Are you ready for a new way to demonstrate the value of KM?

Are you ready for a new way to demonstrate the value of KM?

There is ongoing discussion about how you demonstrate value from KM activities – e.g. see this LinkedIn thread – but there is nothing new. The content is full of the same problems that have been discussed for decades, the same fuzzy responses, they fail to take into account the wider environment and they are blinkered, failing to see opportunities emerging in other areas of the business.

Are you ready for a new way to demonstrate the value of KM?The problem is that KM continues to attempt to create its own language, its own justifications, its own case examples, its own problems. All the while the KM function is sitting in isolation, failing to sense disruptions in the environment that are producing currents that are fast forcing the function into a drift toward irrelevance.

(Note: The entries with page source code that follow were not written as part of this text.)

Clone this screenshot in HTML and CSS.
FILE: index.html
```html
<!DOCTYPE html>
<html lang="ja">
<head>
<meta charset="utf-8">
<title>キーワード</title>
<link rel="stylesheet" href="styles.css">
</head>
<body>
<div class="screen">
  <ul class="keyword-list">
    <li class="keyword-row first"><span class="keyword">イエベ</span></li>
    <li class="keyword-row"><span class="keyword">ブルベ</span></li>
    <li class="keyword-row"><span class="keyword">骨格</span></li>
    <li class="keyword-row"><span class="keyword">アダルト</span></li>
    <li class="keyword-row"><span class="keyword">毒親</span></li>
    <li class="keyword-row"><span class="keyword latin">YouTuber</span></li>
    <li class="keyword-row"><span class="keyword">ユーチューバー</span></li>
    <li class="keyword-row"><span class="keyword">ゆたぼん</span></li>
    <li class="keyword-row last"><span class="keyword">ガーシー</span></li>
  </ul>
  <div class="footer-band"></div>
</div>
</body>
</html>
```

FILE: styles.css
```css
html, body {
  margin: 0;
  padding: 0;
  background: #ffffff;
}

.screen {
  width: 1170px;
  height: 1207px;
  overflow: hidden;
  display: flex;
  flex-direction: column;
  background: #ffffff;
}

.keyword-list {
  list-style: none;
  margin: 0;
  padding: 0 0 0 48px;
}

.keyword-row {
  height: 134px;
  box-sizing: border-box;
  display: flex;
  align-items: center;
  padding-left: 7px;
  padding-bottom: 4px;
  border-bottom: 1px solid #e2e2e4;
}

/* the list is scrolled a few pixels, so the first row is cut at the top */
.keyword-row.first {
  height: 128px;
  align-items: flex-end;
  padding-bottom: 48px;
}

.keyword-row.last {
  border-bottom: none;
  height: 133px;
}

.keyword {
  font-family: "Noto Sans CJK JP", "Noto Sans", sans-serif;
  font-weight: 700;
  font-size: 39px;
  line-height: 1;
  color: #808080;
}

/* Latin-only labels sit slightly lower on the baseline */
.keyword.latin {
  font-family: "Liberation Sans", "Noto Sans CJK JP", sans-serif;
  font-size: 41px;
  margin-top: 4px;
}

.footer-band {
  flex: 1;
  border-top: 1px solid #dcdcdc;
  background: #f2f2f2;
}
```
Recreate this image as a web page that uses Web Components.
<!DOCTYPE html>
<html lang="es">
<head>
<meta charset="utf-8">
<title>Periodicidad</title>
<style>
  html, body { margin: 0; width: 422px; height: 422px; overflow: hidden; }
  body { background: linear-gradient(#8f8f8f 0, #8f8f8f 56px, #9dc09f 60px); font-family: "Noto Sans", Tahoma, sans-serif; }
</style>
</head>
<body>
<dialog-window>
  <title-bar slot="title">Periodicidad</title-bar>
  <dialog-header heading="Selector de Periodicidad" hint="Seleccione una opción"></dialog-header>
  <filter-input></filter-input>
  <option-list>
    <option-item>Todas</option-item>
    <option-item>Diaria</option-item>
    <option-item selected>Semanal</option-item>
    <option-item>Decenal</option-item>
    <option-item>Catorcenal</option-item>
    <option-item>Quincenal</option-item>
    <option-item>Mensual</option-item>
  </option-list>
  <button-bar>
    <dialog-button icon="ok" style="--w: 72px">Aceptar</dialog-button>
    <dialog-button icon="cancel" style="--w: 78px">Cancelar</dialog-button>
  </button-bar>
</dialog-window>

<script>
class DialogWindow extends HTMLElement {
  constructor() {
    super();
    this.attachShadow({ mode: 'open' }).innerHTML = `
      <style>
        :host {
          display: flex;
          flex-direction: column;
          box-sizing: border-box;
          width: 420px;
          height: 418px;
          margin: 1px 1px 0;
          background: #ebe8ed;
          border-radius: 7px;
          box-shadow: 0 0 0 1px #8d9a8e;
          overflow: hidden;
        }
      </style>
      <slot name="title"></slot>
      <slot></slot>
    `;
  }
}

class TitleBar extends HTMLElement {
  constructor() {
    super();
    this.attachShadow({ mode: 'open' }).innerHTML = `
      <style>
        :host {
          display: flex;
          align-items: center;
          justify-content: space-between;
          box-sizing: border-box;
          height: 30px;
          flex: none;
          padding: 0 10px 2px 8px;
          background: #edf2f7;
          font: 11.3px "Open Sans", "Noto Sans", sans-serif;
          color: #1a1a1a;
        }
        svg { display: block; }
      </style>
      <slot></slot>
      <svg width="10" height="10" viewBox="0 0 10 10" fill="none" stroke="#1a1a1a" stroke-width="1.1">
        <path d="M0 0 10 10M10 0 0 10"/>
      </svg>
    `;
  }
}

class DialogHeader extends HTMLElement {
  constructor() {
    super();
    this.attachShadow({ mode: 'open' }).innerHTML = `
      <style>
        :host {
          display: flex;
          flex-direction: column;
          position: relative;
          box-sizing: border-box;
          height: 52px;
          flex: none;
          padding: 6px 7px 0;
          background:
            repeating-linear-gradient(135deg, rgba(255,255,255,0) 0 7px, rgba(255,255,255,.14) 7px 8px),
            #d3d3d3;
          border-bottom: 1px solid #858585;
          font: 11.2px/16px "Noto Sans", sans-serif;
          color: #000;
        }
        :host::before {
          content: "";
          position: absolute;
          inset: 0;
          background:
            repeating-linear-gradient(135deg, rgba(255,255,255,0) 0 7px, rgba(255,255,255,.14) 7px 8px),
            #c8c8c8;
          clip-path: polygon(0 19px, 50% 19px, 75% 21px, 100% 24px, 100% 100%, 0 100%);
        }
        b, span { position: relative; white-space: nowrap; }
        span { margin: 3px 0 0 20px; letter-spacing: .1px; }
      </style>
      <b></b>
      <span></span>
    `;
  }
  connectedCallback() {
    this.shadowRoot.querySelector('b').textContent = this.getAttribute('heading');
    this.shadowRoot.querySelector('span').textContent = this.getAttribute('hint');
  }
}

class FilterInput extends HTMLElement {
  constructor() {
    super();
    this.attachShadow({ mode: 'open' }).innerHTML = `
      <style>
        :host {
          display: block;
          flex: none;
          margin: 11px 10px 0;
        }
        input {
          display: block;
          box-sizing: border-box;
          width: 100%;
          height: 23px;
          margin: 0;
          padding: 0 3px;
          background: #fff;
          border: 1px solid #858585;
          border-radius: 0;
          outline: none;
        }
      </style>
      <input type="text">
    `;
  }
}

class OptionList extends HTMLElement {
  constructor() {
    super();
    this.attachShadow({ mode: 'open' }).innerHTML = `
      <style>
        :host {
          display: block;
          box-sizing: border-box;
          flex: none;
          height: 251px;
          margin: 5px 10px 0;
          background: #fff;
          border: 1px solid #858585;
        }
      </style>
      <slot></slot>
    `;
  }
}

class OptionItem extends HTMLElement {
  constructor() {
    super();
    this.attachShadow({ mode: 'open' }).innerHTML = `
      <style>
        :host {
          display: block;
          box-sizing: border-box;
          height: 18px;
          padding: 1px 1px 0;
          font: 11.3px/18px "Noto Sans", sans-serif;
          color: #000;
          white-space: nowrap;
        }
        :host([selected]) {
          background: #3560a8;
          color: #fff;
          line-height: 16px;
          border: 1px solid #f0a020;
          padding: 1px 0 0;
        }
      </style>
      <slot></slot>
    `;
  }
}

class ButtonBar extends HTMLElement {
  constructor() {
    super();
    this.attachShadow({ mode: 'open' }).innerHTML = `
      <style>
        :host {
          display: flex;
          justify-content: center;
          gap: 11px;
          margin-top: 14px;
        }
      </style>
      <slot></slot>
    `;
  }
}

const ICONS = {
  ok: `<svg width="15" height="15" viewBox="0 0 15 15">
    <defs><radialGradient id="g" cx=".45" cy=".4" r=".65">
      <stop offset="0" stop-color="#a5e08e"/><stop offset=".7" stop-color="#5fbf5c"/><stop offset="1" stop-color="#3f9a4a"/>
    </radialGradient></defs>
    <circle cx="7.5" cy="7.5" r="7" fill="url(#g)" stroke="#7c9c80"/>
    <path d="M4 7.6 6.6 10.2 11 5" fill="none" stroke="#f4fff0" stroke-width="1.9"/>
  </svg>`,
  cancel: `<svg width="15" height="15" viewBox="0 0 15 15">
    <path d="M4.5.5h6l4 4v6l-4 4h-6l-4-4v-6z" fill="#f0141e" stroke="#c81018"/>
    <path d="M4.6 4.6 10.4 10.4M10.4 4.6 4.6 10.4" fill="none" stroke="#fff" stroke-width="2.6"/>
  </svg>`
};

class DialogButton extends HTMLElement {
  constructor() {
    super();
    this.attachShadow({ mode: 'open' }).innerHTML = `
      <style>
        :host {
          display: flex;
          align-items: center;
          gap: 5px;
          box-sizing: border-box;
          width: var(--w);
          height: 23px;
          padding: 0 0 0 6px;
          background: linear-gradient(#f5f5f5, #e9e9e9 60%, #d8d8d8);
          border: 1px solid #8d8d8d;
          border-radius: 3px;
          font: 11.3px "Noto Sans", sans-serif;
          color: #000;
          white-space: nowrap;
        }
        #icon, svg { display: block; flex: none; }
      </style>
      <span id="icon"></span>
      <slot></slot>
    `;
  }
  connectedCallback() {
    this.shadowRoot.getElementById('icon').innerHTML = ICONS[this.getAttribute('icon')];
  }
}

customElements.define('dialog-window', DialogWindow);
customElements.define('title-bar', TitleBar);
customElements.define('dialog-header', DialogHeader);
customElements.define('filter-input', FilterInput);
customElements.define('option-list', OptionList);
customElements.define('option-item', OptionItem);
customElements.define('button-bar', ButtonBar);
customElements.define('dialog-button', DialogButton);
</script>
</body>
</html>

In general, KM is guilty of the short-termism, the type of approach that is described in this month’s Harvard Business Review (Jan-Feb, 2014) as the problem with “quarterly capitalism.” The KM function is typically guided to respond to low hanging fruit, the quick wins and near-term return. One could argue that this is a product of the C-Suite, with their lack of understanding of what KM is and what it can achieve. I disagree, far too often KM, as a collective self, is guilty of narrow-thinking, a lack of business understanding and a reliance on the favour of others to sustain the function in the organisation. In the vast majority of cases the KM function fails to assert itself as a credible business partner, even though the signals that would allow this to happen are there for all to see.

The time has come for the KM function to grasp the nettle, to think different, to look at new ways to create value and, in doing so, drive a change in thinking when it comes to what KM actually is. The question is, how?

I implore you to think different and to begin the journey by exploring the International Integrated Reporting Framework (theIIRC.org). We (K3) have been working in this area, assisting elements of the CPA profession in the US to prepare for key changes created by this framework (e.g. the impact upon business valuation and attestation in areas of strategic management and business resilience). So, what is the big deal I hear you ask? People involved in the KM function should be thrilled to read that “‘value” in Integrated Reporting is attached to the following “Capital Drivers”: Social, HR and Intellectual Capital. So, what is this new approach to financial reporting? Quoting from the report:

TF Speaker Series.014The IR Framework has the following aims:

* Promote a more cohesive and efficient approach to corporate reporting that draws on different reporting strands and communicates the full range of factors that materially affect the ability of an organization to create value over time
* Enhance accountability and stewardship for the broad base of capitals (financial, manufactured, intellectual, human, social and relationship, and natural) and promote understanding of their interdependencies
* Support integrated thinking, decision making and actions that focus on the creation of value over the short, medium and long term.
This is manna from heaven for a KM function that acts/wants to act as a business partner, focused on the acceleration of anticipation and resilience -  perhaps not so much for traditional or legacy KM functions that operate in silos, focus on tools and believe that, for example, integration with HR and IT functions to be a pointless effort.
The IR text also provides insight into the future for KM activities:

Integrated thinking takes into account the connectivity and inter-dependencies between the range of factors that affect an organization’s ability to create value over time, including:

• The capitals that the organization uses or affects, and the critical inter-dependencies, including trade offs, between them
• The capacity of the organization to respond to key stakeholders’ legitimate needs and interests
• How the organization tailors its business model and strategy to respond to its external environment and the risks and opportunities it faces
• The organization’s activities, performance (financial and other) and outcomes in terms of the capitals past, present and future.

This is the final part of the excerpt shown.